Job options apply to all documents processed in the same job. Any subsequent jobs processed with the workflow profile use the profile’s default settings.

TypeOptionDescription
Document compression and optimizationOPTIMIZETurn on or off document compression and optimization. All settings must be previously set up in the profile.
If true, documents included in the job are compressed and optimized according to the optimization profile set in the profile settings. If false, no compression and optimization is performed.
Documents can be optimized according to five profiles:
  • Web: Compresses the file without affecting viewing quality on digital devices
  • Print: Compresses the file without affecting print quality
  • Max: Removes redundant data and reduces image resolution to achieve a minimal viable file size
  • MRC: Profile designed to process mixed raster content
  • Archive: Prepares a document for archiving in PDF/A format
OCROCRTurn on and off optical character recognition for the job. All settings must be previously set up in the profile. If true, documents included in the job are processed to recognize any images as text (as appropriate).
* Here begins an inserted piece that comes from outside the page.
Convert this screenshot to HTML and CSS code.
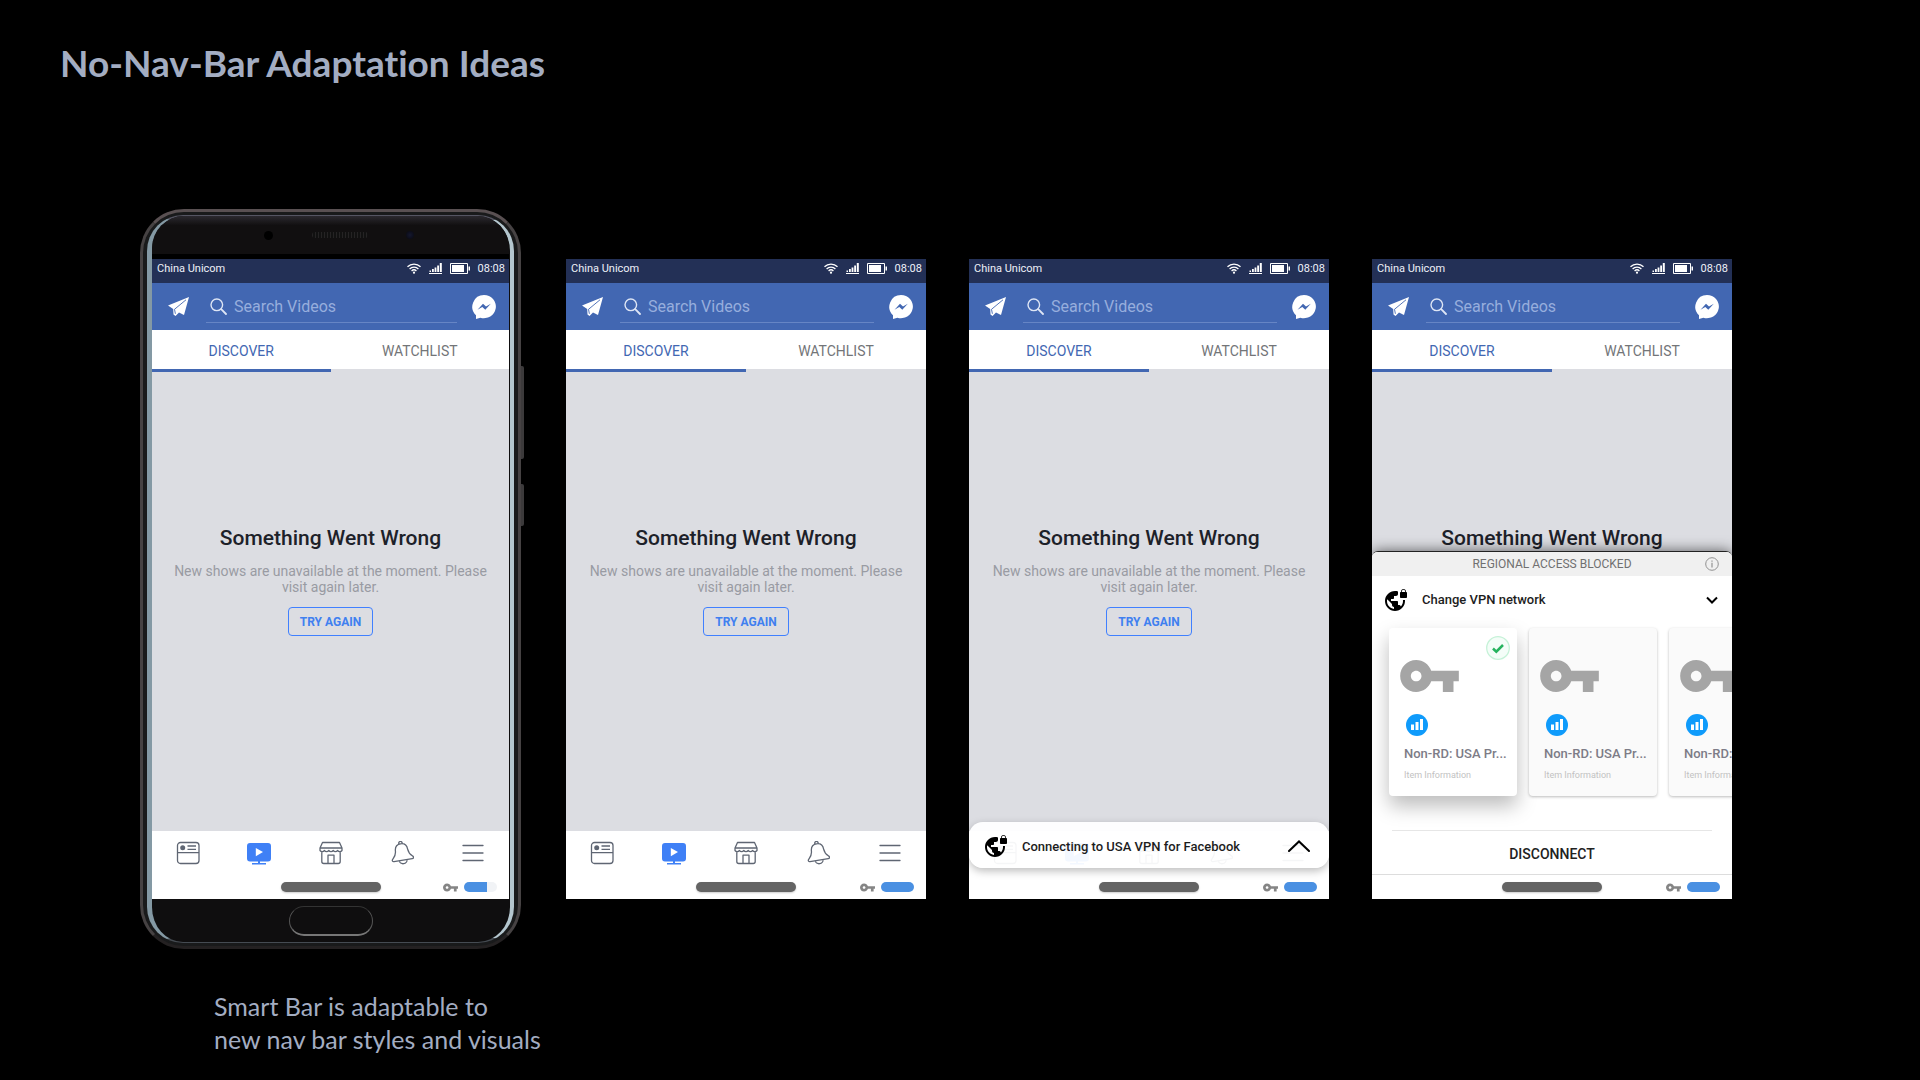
FILE: index.html
```html
<!DOCTYPE html>
<html lang="en">
<head>
<meta charset="utf-8">
<meta name="viewport" content="width=device-width, initial-scale=1">
<title>No-Nav-Bar Adaptation Ideas</title>
<link rel="stylesheet" href="styles.css">
</head>
<body>
<svg class="sprite" width="0" height="0" aria-hidden="true">
  <symbol id="wifi" viewBox="0 0 14 11"><g fill="none" stroke="#fff" stroke-width="1.3"><path d="M.5 3.8a9.2 9.2 0 0 1 13 0M2.6 6a6.2 6.2 0 0 1 8.8 0M4.6 8a3.4 3.4 0 0 1 4.8 0"/></g><circle cx="7" cy="9.7" r="1.1" fill="#fff"/></symbol>
  <symbol id="signal" viewBox="0 0 13 11"><path fill="#fff" d="M0 10h13v1H0zM.5 7.500h1.500v1.500H.5zM3 6h1.800v3H3zM5.600 4.500h1.800V9H5.600zM8.200 2.500H10V9H8.200zM10.800 0h2v9h-2z"/></symbol>
  <symbol id="battery" viewBox="0 0 20 11"><path fill="none" stroke="#fff" d="M.5.5h17v10H.5z"/><path fill="#fff" d="M2 2h12v7H2zM18.500 3.500H20v4h-1.500z"/></symbol>
  <symbol id="plane" viewBox="0 0 21 19"><path fill="#fff" d="M0 8.500 21 0 16 18l-5-2.500L7.500 19l-2-1.500L5.200 12z"/><path d="M18 2.800 6.500 12.300l.9 4.500" stroke="#4267b2" stroke-width=".9" fill="none"/></symbol>
  <symbol id="search" viewBox="0 0 17 17"><g fill="none" stroke="#dfe6f5" stroke-linecap="round"><circle cx="6.800" cy="6.800" r="5.800" stroke-width="1.400"/><path d="m11.200 11.200 4.800 4.800" stroke-width="1.800"/></g></symbol>
  <symbol id="messenger" viewBox="0 0 24 24"><path fill="#fff" d="M12 0a12 11.600 0 1 1-3.600 22.700L4 24v-3.800A11.700 11.700 0 0 1 12 0z"/><path fill="#4267b2" d="m5.500 14.800 5.500-6 3 2.800 4.800-2.800-5.500 6-3-2.700z"/></symbol>
  <symbol id="feed" viewBox="0 0 24 24"><g fill="none" stroke="#5f6673" stroke-width="1.300"><rect x="1.500" y="1.500" width="21.500" height="21" rx="3"/><path d="M1.500 11.700H23M11.500 5h8.500M11.500 8.300h8.500"/></g><circle cx="6.700" cy="6.700" r="2.500" fill="#5f6673"/></symbol>
  <symbol id="watch" viewBox="0 0 24 24"><path fill="#3f80f6" d="M3 2h18a3 3 0 0 1 3 3v12.500a3 3 0 0 1-3 3h-8V22h6v1.500H5V22h6v-1.500H3a3 3 0 0 1-3-3V5a3 3 0 0 1 3-3z"/><path fill="#fff" d="m8.800 7 7.200 4-7.200 4.200z"/></symbol>
  <symbol id="market" viewBox="0 0 24 24"><g fill="none" stroke="#5f6673" stroke-width="1.300" stroke-linejoin="round"><path d="M3.500 1.500h17L23 7v2.500a2.700 2.700 0 0 1-4.400 0 2.700 2.700 0 0 1-4.400 0 2.700 2.700 0 0 1-4.400 0 2.700 2.700 0 0 1-4.400 0A2.700 2.700 0 0 1 1 9.500V7zM1 7h22M2.800 11v9.500a2 2 0 0 0 2 2h14.400a2 2 0 0 0 2-2V11M9 22.500v-8.300h6v8.300"/></g></symbol>
  <symbol id="bell" viewBox="0 0 24 24"><g fill="none" stroke="#5f6673" stroke-width="1.300" stroke-linejoin="round" transform="rotate(-9 12 12)"><path d="M12 2.700c4 0 6 2.800 6.200 6.300.2 4.500 1.800 5.700 4 7.800 1 1 .6 2.400-1 2.400H2.800c-1.600 0-2-1.400-1-2.400 2.200-2.100 3.800-3.300 4-7.800.2-3.500 2.200-6.300 6.200-6.300zM10.500 2.800a1.700 1.700 0 1 1 3 0M8 19.200a4 3.600 0 0 0 8 0"/></g></symbol>
  <symbol id="menu" viewBox="0 0 24 24"><path fill="none" stroke="#5f6673" stroke-width="1.300" stroke-linecap="round" d="M2 4.500h20M2 12h20M2 19.500h20"/></symbol>
  <symbol id="key" viewBox="1 6 22 12"><path fill="currentColor" d="M12.650 10C11.830 7.670 9.610 6 7 6c-3.310 0-6 2.690-6 6s2.690 6 6 6c2.610 0 4.830-1.670 5.650-4H17v4h4v-4h2v-4H12.650zM7 14c-1.100 0-2-.9-2-2s.9-2 2-2 2 .9 2 2-.9 2-2 2z"/></symbol>
  <symbol id="vpn" viewBox="0 0 24 24"><path d="M22 4v-.5C22 2.120 20.880 1 19.500 1S17 2.120 17 3.500V4c-.55 0-1 .45-1 1v4c0 .55.45 1 1 1h5c.55 0 1-.45 1-1V5c0-.55-.45-1-1-1zm-.8 0h-3.400v-.5c0-.94.76-1.700 1.700-1.700s1.700.76 1.700 1.700V4zm-2.280 8c.04.33.08.66.08 1 0 2.080-.8 3.970-2.100 5.390-.26-.81-1-1.390-1.900-1.390h-1v-3c0-.55-.45-1-1-1H7v-2h2c.55 0 1-.45 1-1V8h2c1.100 0 2-.9 2-2V3.460c-.95-.3-1.950-.46-3-.46C5.480 3 1 7.480 1 13s4.480 10 10 10 10-4.480 10-10c0-.34-.02-.67-.05-1h-2.030zM10 20.930c-3.950-.49-7-3.850-7-7.930 0-.62.08-1.210.21-1.790L8 16v1c0 1.100.9 2 2 2v1.930z"/></symbol>
  <symbol id="up" viewBox="0 0 22 12"><path d="M1 11 11 1.500 21 11" fill="none" stroke="#000" stroke-width="2" stroke-linecap="round"/></symbol>
  <symbol id="down" viewBox="0 0 12 8"><path d="m1 1.500 5 5 5-5" fill="none" stroke="#000" stroke-width="2"/></symbol>
  <symbol id="info" viewBox="0 0 14 14"><circle cx="7" cy="7" r="6.300" fill="none" stroke="#929292"/><path fill="#929292" d="M6.400 3.500h1.200v1.300H6.400zM6.400 5.800h1.200v4.700H6.400z"/></symbol>
  <symbol id="check" viewBox="0 0 24 24"><circle cx="12" cy="12" r="11.300" fill="#f4fdf8" stroke="#c6f2d8" stroke-width="1.300"/><path d="m7 12.500 3.300 3.200L17 9" fill="none" stroke="#27b35f" stroke-width="2.500"/></symbol>
  <symbol id="stats" viewBox="0 0 22 22"><circle cx="11" cy="11" r="11" fill="#0f9bfb"/><path fill="#fff" d="M5 10.500h3V16H5zM9.500 8h3v8h-3zM14 5h3v11h-3z"/></symbol>
</svg>

<header class="page-header"><h1>No-Nav-Bar Adaptation Ideas</h1></header>

<main class="stage">
  <figure class="device">
    <div class="phone">
      <div class="glass">
        <div class="bezel bezel-top"><i class="sensor"></i><i class="speaker"></i><i class="camera"></i></div>
        <section class="screen">
          <div class="status"><span class="carrier">China Unicom</span><svg width="14" height="11"><use href="#wifi"/></svg><svg width="13" height="11"><use href="#signal"/></svg><svg width="20" height="11"><use href="#battery"/></svg><span>08:08</span></div>
          <div class="appbar"><button class="icon" aria-label="Send"><svg width="21" height="19"><use href="#plane"/></svg></button><label class="search"><svg width="17" height="17"><use href="#search"/></svg><input type="search" placeholder="Search Videos" aria-label="Search Videos"></label><button class="icon" aria-label="Messenger"><svg width="24" height="24"><use href="#messenger"/></svg></button></div>
          <nav class="tabs"><button class="tab active">DISCOVER</button><button class="tab">WATCHLIST</button></nav>
          <div class="content"><h2>Something Went Wrong</h2><p>New shows are unavailable at the moment. Please visit again later.</p><button class="retry">TRY AGAIN</button></div>
          <nav class="bottom-nav"><button class="icon" aria-label="Feed"><svg width="24" height="24"><use href="#feed"/></svg></button><button class="icon" aria-label="Watch"><svg width="24" height="24"><use href="#watch"/></svg></button><button class="icon" aria-label="Marketplace"><svg width="24" height="24"><use href="#market"/></svg></button><button class="icon" aria-label="Notifications"><svg width="24" height="24"><use href="#bell"/></svg></button><button class="icon" aria-label="Menu"><svg width="24" height="24"><use href="#menu"/></svg></button></nav>
          <div class="smart-bar"><button class="home" aria-label="Home"></button><div class="vpn-state"><svg width="15" height="9"><use href="#key"/></svg><span class="meter"><span class="meter-fill" style="width:70%"></span></span></div></div>
        </section>
        <div class="bezel bezel-bottom"><i class="home-key"></i></div>
      </div>
      <i class="side-key volume"></i><i class="side-key power"></i>
    </div>
    <figcaption>Smart Bar is adaptable to<br>new nav bar styles and visuals</figcaption>
  </figure>

  <section class="screen bare">
    <div class="status"><span class="carrier">China Unicom</span><svg width="14" height="11"><use href="#wifi"/></svg><svg width="13" height="11"><use href="#signal"/></svg><svg width="20" height="11"><use href="#battery"/></svg><span>08:08</span></div>
    <div class="appbar"><button class="icon" aria-label="Send"><svg width="21" height="19"><use href="#plane"/></svg></button><label class="search"><svg width="17" height="17"><use href="#search"/></svg><input type="search" placeholder="Search Videos" aria-label="Search Videos"></label><button class="icon" aria-label="Messenger"><svg width="24" height="24"><use href="#messenger"/></svg></button></div>
    <nav class="tabs"><button class="tab active">DISCOVER</button><button class="tab">WATCHLIST</button></nav>
    <div class="content"><h2>Something Went Wrong</h2><p>New shows are unavailable at the moment. Please visit again later.</p><button class="retry">TRY AGAIN</button></div>
    <nav class="bottom-nav"><button class="icon" aria-label="Feed"><svg width="24" height="24"><use href="#feed"/></svg></button><button class="icon" aria-label="Watch"><svg width="24" height="24"><use href="#watch"/></svg></button><button class="icon" aria-label="Marketplace"><svg width="24" height="24"><use href="#market"/></svg></button><button class="icon" aria-label="Notifications"><svg width="24" height="24"><use href="#bell"/></svg></button><button class="icon" aria-label="Menu"><svg width="24" height="24"><use href="#menu"/></svg></button></nav>
    <div class="smart-bar"><button class="home" aria-label="Home"></button><div class="vpn-state"><svg width="15" height="9"><use href="#key"/></svg><span class="meter"><span class="meter-fill" style="width:100%"></span></span></div></div>
  </section>

  <section class="screen bare">
    <div class="status"><span class="carrier">China Unicom</span><svg width="14" height="11"><use href="#wifi"/></svg><svg width="13" height="11"><use href="#signal"/></svg><svg width="20" height="11"><use href="#battery"/></svg><span>08:08</span></div>
    <div class="appbar"><button class="icon" aria-label="Send"><svg width="21" height="19"><use href="#plane"/></svg></button><label class="search"><svg width="17" height="17"><use href="#search"/></svg><input type="search" placeholder="Search Videos" aria-label="Search Videos"></label><button class="icon" aria-label="Messenger"><svg width="24" height="24"><use href="#messenger"/></svg></button></div>
    <nav class="tabs"><button class="tab active">DISCOVER</button><button class="tab">WATCHLIST</button></nav>
    <div class="content"><h2>Something Went Wrong</h2><p>New shows are unavailable at the moment. Please visit again later.</p><button class="retry">TRY AGAIN</button></div>
    <nav class="bottom-nav"><button class="icon" aria-label="Feed"><svg width="24" height="24"><use href="#feed"/></svg></button><button class="icon" aria-label="Watch"><svg width="24" height="24"><use href="#watch"/></svg></button><button class="icon" aria-label="Marketplace"><svg width="24" height="24"><use href="#market"/></svg></button><button class="icon" aria-label="Notifications"><svg width="24" height="24"><use href="#bell"/></svg></button><button class="icon" aria-label="Menu"><svg width="24" height="24"><use href="#menu"/></svg></button></nav>
    <div class="smart-bar"><button class="home" aria-label="Home"></button><div class="vpn-state"><svg width="15" height="9"><use href="#key"/></svg><span class="meter"><span class="meter-fill" style="width:100%"></span></span></div></div>
    <div class="toast"><svg width="24" height="24"><use href="#vpn"/></svg><span class="row-text">Connecting to USA VPN for Facebook</span><button class="icon" aria-label="Expand"><svg width="22" height="12"><use href="#up"/></svg></button></div>
  </section>

  <section class="screen bare">
    <div class="status"><span class="carrier">China Unicom</span><svg width="14" height="11"><use href="#wifi"/></svg><svg width="13" height="11"><use href="#signal"/></svg><svg width="20" height="11"><use href="#battery"/></svg><span>08:08</span></div>
    <div class="appbar"><button class="icon" aria-label="Send"><svg width="21" height="19"><use href="#plane"/></svg></button><label class="search"><svg width="17" height="17"><use href="#search"/></svg><input type="search" placeholder="Search Videos" aria-label="Search Videos"></label><button class="icon" aria-label="Messenger"><svg width="24" height="24"><use href="#messenger"/></svg></button></div>
    <nav class="tabs"><button class="tab active">DISCOVER</button><button class="tab">WATCHLIST</button></nav>
    <div class="content"><h2>Something Went Wrong</h2></div>
    <div class="bottom-nav"></div>
    <div class="smart-bar"><button class="home" aria-label="Home"></button><div class="vpn-state"><svg width="15" height="9"><use href="#key"/></svg><span class="meter"><span class="meter-fill" style="width:100%"></span></span></div></div>
    <div class="sheet">
      <div class="sheet-head"><span>REGIONAL ACCESS BLOCKED</span><button class="icon" aria-label="Information"><svg width="14" height="14"><use href="#info"/></svg></button></div>
      <div class="sheet-row"><svg width="24" height="24"><use href="#vpn"/></svg><span class="row-text">Change VPN network</span><button class="icon" aria-label="Collapse"><svg width="12" height="8"><use href="#down"/></svg></button></div>
      <div class="cards">
        <article class="card selected"><svg class="tick" width="24" height="24"><use href="#check"/></svg><svg class="card-key" width="59" height="32"><use href="#key"/></svg><svg class="card-stats" width="22" height="22"><use href="#stats"/></svg><h3>Non-RD: USA Pr...</h3><p>Item Information</p></article>
        <article class="card"><svg class="card-key" width="59" height="32"><use href="#key"/></svg><svg class="card-stats" width="22" height="22"><use href="#stats"/></svg><h3>Non-RD: USA Pr...</h3><p>Item Information</p></article>
        <article class="card"><svg class="card-key" width="59" height="32"><use href="#key"/></svg><svg class="card-stats" width="22" height="22"><use href="#stats"/></svg><h3>Non-RD: USA Pr...</h3><p>Item Information</p></article>
      </div>
      <button class="disconnect">DISCONNECT</button>
    </div>
  </section>
</main>
</body>
</html>
```
FILE: styles.css
```css
* { box-sizing: border-box; }

body {
  margin: 0;
  min-height: 100vh;
  background: #000;
  color: #a3adc2;
  font-family: Roboto, "Liberation Sans", sans-serif;
}

h1, h2, h3, p, figure { margin: 0; }
svg { display: block; flex: none; }
.sprite { position: absolute; }

button {
  padding: 0;
  border: 0;
  background: none;
  font: inherit;
  color: inherit;
}

.icon { display: flex; align-items: center; justify-content: center; }

.page-header { padding: 39px 60px 0; }

.page-header h1 {
  font-family: Lato, "Open Sans", sans-serif;
  font-size: 37px;
  font-weight: 700;
  line-height: 48px;
  font-variant-ligatures: none;
}

.stage {
  display: grid;
  grid-template-columns: minmax(0, 383fr) minmax(0, 360fr) minmax(0, 360fr) minmax(0, 360fr);
  gap: 43px;
  align-items: start;
  padding: 122px 188px 0 140px;
}

figcaption {
  margin: 41px 0 0 74px;
  font-family: Lato, "Open Sans", sans-serif;
  font-size: 25px;
  line-height: 33px;
  white-space: nowrap;
  font-variant-ligatures: none;
}

/* Handset */
.phone {
  position: relative;
  margin-right: 2px;
  padding: 3px 4px;
  border: 3px solid #464243;
  border-top-color: #595052;
  border-bottom-color: #242122;
  border-radius: 44px;
  background: #191a1b;
}

.glass {
  padding: 0 1px 0 0;
  border: solid;
  border-width: 1px 4px 1px 5px;
  border-color: #555562 #b4c6ce #454b52 #8499a4;
  border-radius: 36px;
  background: #0f0e0f;
}

.bezel { display: flex; align-items: center; height: 43px; }

.bezel-top {
  justify-content: space-between;
  padding: 0 95px 0 112px;
  border-bottom: 5px solid #000;
  border-radius: 32px 32px 0 0;
  background: linear-gradient(#2b292f, #110f10 25%);
}

.sensor { width: 9px; height: 9px; border-radius: 50%; background: #000; }
.speaker { width: 56px; height: 6px; border-radius: 3px; background: repeating-linear-gradient(90deg, #252324 0 1px, #111 1px 3px); }
.camera { width: 8px; height: 8px; border-radius: 50%; background: radial-gradient(#15182f, #08080f); }

.bezel-bottom { justify-content: center; }

.home-key {
  width: 84px;
  height: 30px;
  border: 1px solid #555;
  border-top-color: #333;
  border-bottom: 2px solid #777;
  border-radius: 15px;
}

.side-key {
  position: absolute;
  right: -6px;
  width: 3px;
  border-radius: 0 2px 2px 0;
  background: #3c3a3b;
}

.volume { top: 154px; height: 93px; }
.power { top: 272px; height: 42px; }

/* App screen */
.screen {
  position: relative;
  display: flex;
  flex-direction: column;
  overflow: hidden;
  background: #dcdde2;
}

.bare { margin-top: 50px; }

.status {
  display: flex;
  align-items: center;
  gap: 8px;
  height: 24px;
  padding: 0 4px 5px 5px;
  background: #233056;
  color: #eef1f8;
  font-size: 11px;
}

.carrier { flex: 1; }

.appbar {
  display: flex;
  align-items: center;
  height: 47px;
  padding: 0 13px 0 16px;
  background: #4267b2;
}

.search {
  display: flex;
  flex: 1;
  align-items: center;
  gap: 7px;
  min-width: 0;
  height: 32px;
  margin: 0 15px 0 17px;
  padding-left: 4px;
  border-bottom: 1px solid #6685c5;
}

.search input {
  flex: 1;
  min-width: 0;
  padding: 1px 0 0;
  border: 0;
  outline: 0;
  background: none;
  color: #fff;
  font: 16px Roboto, sans-serif;
}

.search input::placeholder { color: #97aedd; }

.tabs { display: flex; height: 42px; background: #fff; }

.tab {
  flex: 1;
  padding-top: 2px;
  border-bottom: 3px solid #dcdde2;
  color: #737578;
  font-size: 14px;
}

.tab.active { border-color: #4267b2; color: #4267b2; }

.content {
  display: flex;
  flex-direction: column;
  align-items: center;
  min-height: 459px;
  padding: 152px 16px 0;
  text-align: center;
}

.content h2 { color: #1d2129; font-size: 21px; font-weight: 500; line-height: 28px; }
.content p { margin: 11px 0 12px; color: #999ba3; font-size: 14px; line-height: 16px; }

.retry {
  height: 29px;
  padding: 0 11px;
  border: 1px solid #4080ff;
  border-radius: 4px;
  color: #4080f0;
  font-size: 12px;
  font-weight: 700;
}

.bottom-nav {
  display: flex;
  align-items: center;
  height: 44px;
  background: #fff;
}

.bottom-nav .icon { flex: 1; }

.smart-bar {
  position: relative;
  z-index: 1;
  display: grid;
  grid-template-columns: 1fr auto 1fr;
  align-items: center;
  height: 24px;
  padding-right: 12px;
  padding-left: 12px;
  background: #fff;
}

.home {
  grid-column: 2;
  width: 100px;
  height: 10px;
  border-radius: 5px;
  background: #646464;
  box-shadow: 0 1px 2px #0003;
}

.vpn-state { display: flex; align-items: center; justify-content: flex-end; gap: 6px; color: #858585; }
.meter { width: 33px; height: 10px; overflow: hidden; border-radius: 5px; background: #f1f3f6; }
.meter-fill { display: block; height: 100%; background: #4a90e2; }

/* Connection notice lying over the bottom navigation */
.toast {
  position: absolute;
  z-index: 2;
  right: 0;
  bottom: 31px;
  left: 0;
  display: flex;
  align-items: center;
  height: 46px;
  padding: 2px 19px 0 15px;
  border-radius: 14px;
  background: #fffffff0;
  box-shadow: 0 3px 8px #0004;
}

.row-text { flex: 1; margin-left: 14px; color: #1d1d1d; font-size: 13px; font-weight: 500; }

/* Network picker */
.sheet {
  position: absolute;
  right: 0;
  bottom: 24px;
  left: 0;
  overflow: hidden;
  border-top: 1px solid #222;
  border-bottom: 1px solid #ddd;
  border-radius: 6px 6px 0 0;
  background: #fff;
  box-shadow: 0 0 14px #0009;
}

.sheet-head {
  display: grid;
  grid-template-columns: 1fr auto 1fr;
  align-items: center;
  height: 24px;
  padding: 0 13px;
  background: #f0f0f0;
  color: #707070;
  font-size: 12px;
}

.sheet-head span { grid-column: 2; }
.sheet-head .icon { justify-self: end; }

.sheet-row { display: flex; align-items: center; height: 47px; padding: 0 14px 0 12px; }

.cards { display: flex; gap: 12px; padding: 5px 0 34px 17px; }

.card {
  position: relative;
  flex: none;
  width: 128px;
  height: 168px;
  padding: 32px 0 0 11px;
  border-radius: 4px;
  background: #fafafa;
  box-shadow: 0 1px 3px #0004;
}

.card.selected { background: #fff; box-shadow: 0 10px 20px #0004; }
.tick { position: absolute; top: 8px; right: 7px; }
.card-key { color: #a5a5a5; }
.card-stats { margin: 22px 0 0 6px; }
.card h3 { margin: 10px 0 0 4px; color: #7d7c87; font-size: 13px; font-weight: 500; line-height: 16px; }
.card p { margin: 7px 0 0 4px; color: #c2c2c2; font-size: 9px; line-height: 12px; }

.disconnect {
  display: block;
  width: calc(100% - 40px);
  height: 44px;
  margin: 0 20px;
  padding-top: 2px;
  border-top: 1px solid #e6e6e6;
  color: #222;
  font-size: 14px;
  font-weight: 500;
}
```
If false, no OCR is performed.
MetadataMETA.AUTHORThe author of the document
MetadataMETA.TITLEThe title of the document
MetadataMETA.SUBJECTThe subject of the document
MetadataMETA.KEYWORDSKeywords that apply to the document
Document settingsPDF.LINEARIZEEnable or disable linearization of the output PDF.
note

You can also set extended metadata properties apart from the standard metadata properties.

Document options

Document options apply only to a specific input. It allows you to determine specific properties based on an individual document, rather than as a global setting (either determined by the job or the profile). Any subsequent jobs processed with the workflow profile use the profile’s default settings.

TypeOptionDescription
Document propertyDOC.PASSWORDSet the password for the document.